§ Web page code records

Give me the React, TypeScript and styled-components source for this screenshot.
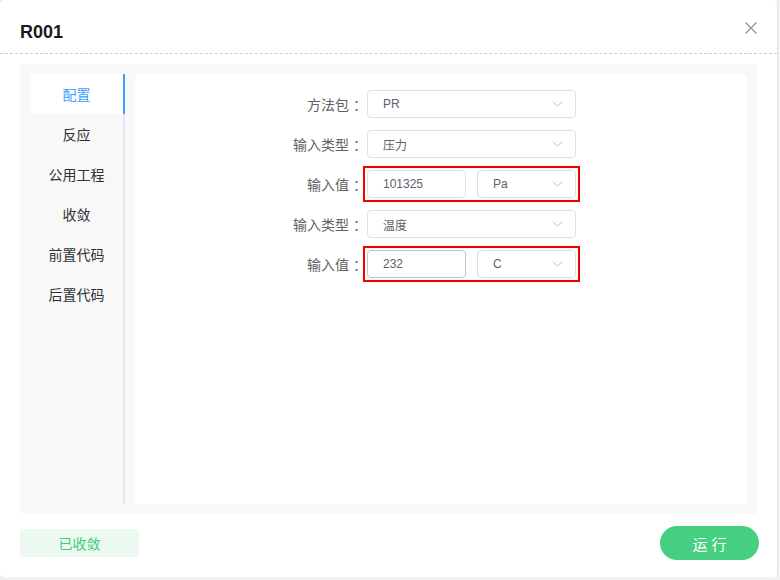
// Packages
import styled, { createGlobalStyle } from 'styled-components';

// Data
const tabs = ['配置', '反应', '公用工程', '收敛', '前置代码', '后置代码'];

// Atoms
function Chevron() {
  return (
    <svg width='11' height='6' viewBox='0 0 11 6' fill='none'>
      <path d='M0.5 0.5 L5.5 5.2 L10.5 0.5' stroke='#c0c4cc' strokeWidth='1' />
    </svg>
  );
}

function CloseIcon() {
  return (
    <svg width='12' height='12' viewBox='0 0 12 12' fill='none'>
      <path d='M0.5 0.5 L11.5 11.5 M11.5 0.5 L0.5 11.5' stroke='#909399' strokeWidth='1.3' />
    </svg>
  );
}

function Select({ value, width }: { value: string; width?: number }) {
  return (
    <SelectBox $width={width}>
      <span>{value}</span>
      <Chevron />
    </SelectBox>
  );
}

function Field({ label, children }: { label: string; children: React.ReactNode }) {
  return (
    <FormRow>
      <Label>
        {label}
        <Colon>：</Colon>
      </Label>
      {children}
    </FormRow>
  );
}

// Main
export default function App() {
  return (
    <>
      <GlobalStyle />
      <Dialog>
        <Header>
          <Title>R001</Title>
          <CloseButton aria-label='close'>
            <CloseIcon />
          </CloseButton>
        </Header>

        <Body>
          <Sidebar>
            {tabs.map((tab, i) => (
              <Tab key={tab} $active={i === 0}>
                {tab}
              </Tab>
            ))}
            <SidebarRest />
          </Sidebar>

          <Content>
            <Field label='方法包'>
              <Select value='PR' />
            </Field>
            <Field label='输入类型'>
              <Select value='压力' />
            </Field>
            <Field label='输入值'>
              <Highlight>
                <Input>101325</Input>
                <Select value='Pa' width={99} />
              </Highlight>
            </Field>
            <Field label='输入类型'>
              <Select value='温度' />
            </Field>
            <Field label='输入值'>
              <Highlight>
                <Input $focused>232</Input>
                <Select value='C' width={99} />
              </Highlight>
            </Field>
          </Content>
        </Body>

        <Footer>
          <StatusTag>已收敛</StatusTag>
          <RunButton>运行</RunButton>
        </Footer>
      </Dialog>
    </>
  );
}

const GlobalStyle = createGlobalStyle`
  body {
    margin: 0;
    background: #f2f2f2;
    font-family: 'Liberation Sans', 'Noto Sans CJK SC', sans-serif;
  }
`;

const Dialog = styled.div`
  width: 777px;
  height: 577px;
  background: #fff;
  border-radius: 4px;
  box-shadow: 0 0 0 1px #e3e3e3;
  display: flex;
  flex-direction: column;
`;

const Header = styled.div`
  height: 54px;
  box-sizing: border-box;
  padding: 20px 20px 0;
  border-bottom: 1px dashed #cfcfcf;
  display: flex;
  justify-content: space-between;
  align-items: flex-start;
`;

const Title = styled.h1`
  margin: 0;
  font-size: 18px;
  line-height: 24px;
  font-weight: bold;
  color: #1a1a1a;
`;

const CloseButton = styled.button`
  border: none;
  background: none;
  padding: 0;
  margin: 2px 0 0 0;
  display: flex;
  cursor: pointer;
`;

const Body = styled.div`
  margin: 10px 20px 0;
  height: 450px;
  box-sizing: border-box;
  padding: 10px;
  background: #f8f8f9;
  border-radius: 4px;
  display: flex;
  gap: 10px;
`;

const Sidebar = styled.div`
  width: 95px;
  display: flex;
  flex-direction: column;
`;

const Tab = styled.div<{ $active?: boolean }>`
  height: 40px;
  display: flex;
  align-items: center;
  justify-content: center;
  font-size: 14px;
  color: ${(p) => (p.$active ? '#409eff' : '#303133')};
  background: ${(p) => (p.$active ? '#fff' : 'transparent')};
  border-right: 2px solid ${(p) => (p.$active ? '#409eff' : '#e4e7ed')};
`;

const SidebarRest = styled.div`
  flex: 1;
  border-right: 2px solid #e4e7ed;
`;

const Content = styled.div`
  flex: 1;
  background: #fff;
  border-radius: 4px;
  padding-top: 16px;
  display: flex;
  flex-direction: column;
  gap: 12px;
`;

const FormRow = styled.div`
  height: 28px;
  display: flex;
  align-items: center;
`;

const Label = styled.label`
  width: 232px;
  flex: none;
  text-align: right;
  font-size: 14px;
  color: #606266;
`;

const Colon = styled.span`
  margin-left: 4px;
`;

const Highlight = styled.div`
  margin: -4px;
  padding: 2px;
  border: 2px solid #f00000;
  display: flex;
  gap: 11px;
`;

const Input = styled.div<{ $focused?: boolean }>`
  width: 99px;
  height: 28px;
  box-sizing: border-box;
  border: 1px solid ${(p) => (p.$focused ? '#c0c4cc' : '#dcdfe6')};
  border-radius: 4px;
  padding-left: 15px;
  display: flex;
  align-items: center;
  font-size: 12px;
  color: #606266;
`;

const SelectBox = styled.div<{ $width?: number }>`
  width: ${(p) => p.$width ?? 209}px;
  height: 28px;
  box-sizing: border-box;
  border: 1px solid #dcdfe6;
  border-radius: 4px;
  padding: 0 12px 0 15px;
  display: flex;
  align-items: center;
  justify-content: space-between;
  font-size: 12px;
  color: #606266;
`;

const Footer = styled.div`
  margin-top: 12px;
  padding: 0 18px 0 20px;
  display: flex;
  justify-content: space-between;
  align-items: center;
`;

const StatusTag = styled.div`
  width: 119px;
  height: 28px;
  border-radius: 2px;
  background: #ecf9f1;
  color: #3ecb7a;
  font-size: 14px;
  display: flex;
  align-items: center;
  justify-content: center;
`;

const RunButton = styled.button`
  width: 99px;
  height: 34px;
  border: none;
  border-radius: 17px;
  background: #46cf80;
  color: #fff;
  font-family: inherit;
  font-size: 15px;
  letter-spacing: 4px;
  padding: 0 0 0 4px;
  cursor: pointer;
`;
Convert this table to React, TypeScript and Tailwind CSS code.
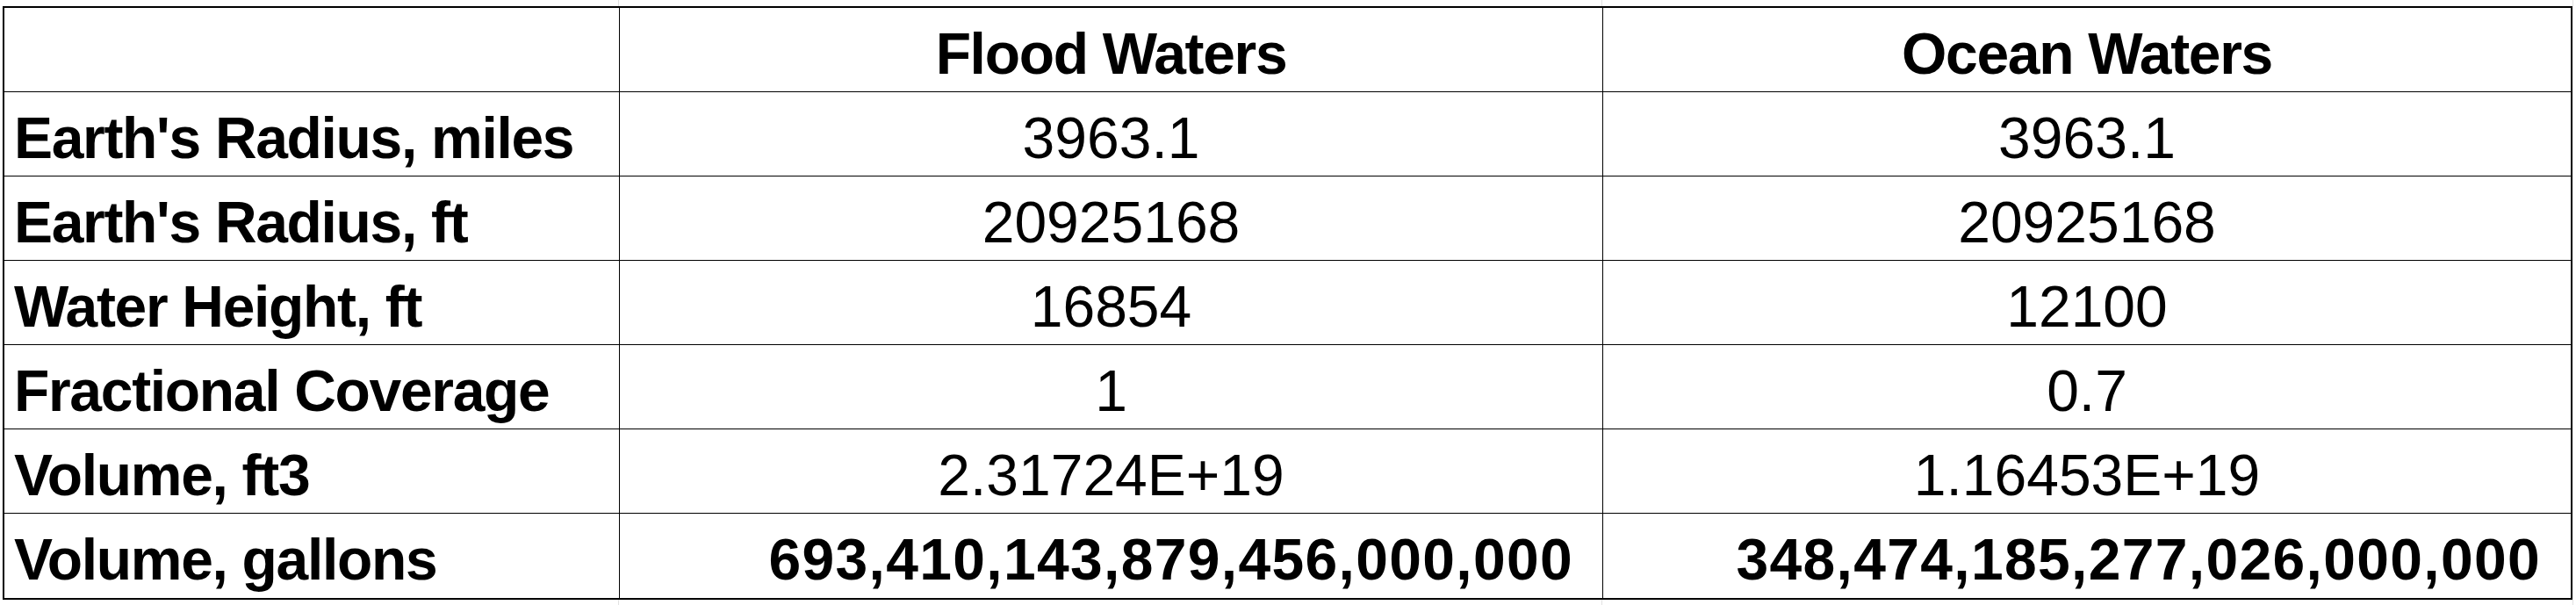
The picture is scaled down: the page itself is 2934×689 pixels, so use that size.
const rows: { label: string; flood: string; ocean: string; big?: boolean }[] = [
  { label: "Earth's Radius, miles", flood: "3963.1", ocean: "3963.1" },
  { label: "Earth's Radius, ft", flood: "20925168", ocean: "20925168" },
  { label: "Water Height, ft", flood: "16854", ocean: "12100" },
  { label: "Fractional Coverage", flood: "1", ocean: "0.7" },
  { label: "Volume, ft3", flood: "2.31724E+19", ocean: "1.16453E+19" },
  {
    label: "Volume, gallons",
    flood: "693,410,143,879,456,000,000",
    ocean: "348,474,185,277,026,000,000",
    big: true,
  },
];

function GridStrip({ h }: { h: string }) {
  // faint excel gridlines outside the bordered table
  return (
    <div className={`grid grid-cols-[705px_1120px_1106px_3px] ${h}`}>
      <div className="border-r border-[#e1e1e1]" />
      <div className="border-r border-[#e1e1e1]" />
      <div className="border-r border-[#e1e1e1]" />
      <div />
    </div>
  );
}

export default function App() {
  const cell = "bg-white flex items-center pt-[8px] leading-none text-[66px] text-black";
  return (
    <div className="w-[2934px] h-[689px] bg-white font-['Liberation_Sans',Arial,sans-serif] overflow-hidden">
      <GridStrip h="h-[7px]" />
      <div className="ml-[3px] w-[2927px] border-2 border-black bg-black">
        <div className="grid grid-cols-[700px_1119px_1102px] grid-rows-[95px_95px_95px_95px_95px_95px_96px] gap-px">
          <div className={cell} />
          <div className={`${cell} justify-center font-bold tracking-[-0.02em]`}>Flood Waters</div>
          <div className={`${cell} justify-center font-bold tracking-[-0.02em]`}>Ocean Waters</div>
          {rows.map((r) => (
            <div key={r.label} className="contents">
              <div className={`${cell} pl-[11px] font-bold tracking-[-0.02em] whitespace-nowrap`}>
                {r.label}
              </div>
              {r.big ? (
                <>
                  <div className={`${cell} justify-end pr-[33px] font-bold tracking-[0.02em]`}>{r.flood}</div>
                  <div className={`${cell} justify-end pr-[34px] font-bold tracking-[0.02em]`}>{r.ocean}</div>
                </>
              ) : (
                <>
                  <div className={`${cell} justify-center`}>{r.flood}</div>
                  <div className={`${cell} justify-center`}>{r.ocean}</div>
                </>
              )}
            </div>
          ))}
        </div>
      </div>
      <GridStrip h="h-[6px]" />
    </div>
  );
}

§ Your instructions
Repeat only what runs from the first line of the records above to the line with "const tabs = ['配置', '反应', '公用工程', '收敛', '前置代码', '后置代码'];", both included, word for word, minus the pictures.

§ Correct result
Give me the React, TypeScript and styled-components source for this screenshot.
// Packages
import styled, { createGlobalStyle } from 'styled-components';

// Data
const tabs = ['配置', '反应', '公用工程', '收敛', '前置代码', '后置代码'];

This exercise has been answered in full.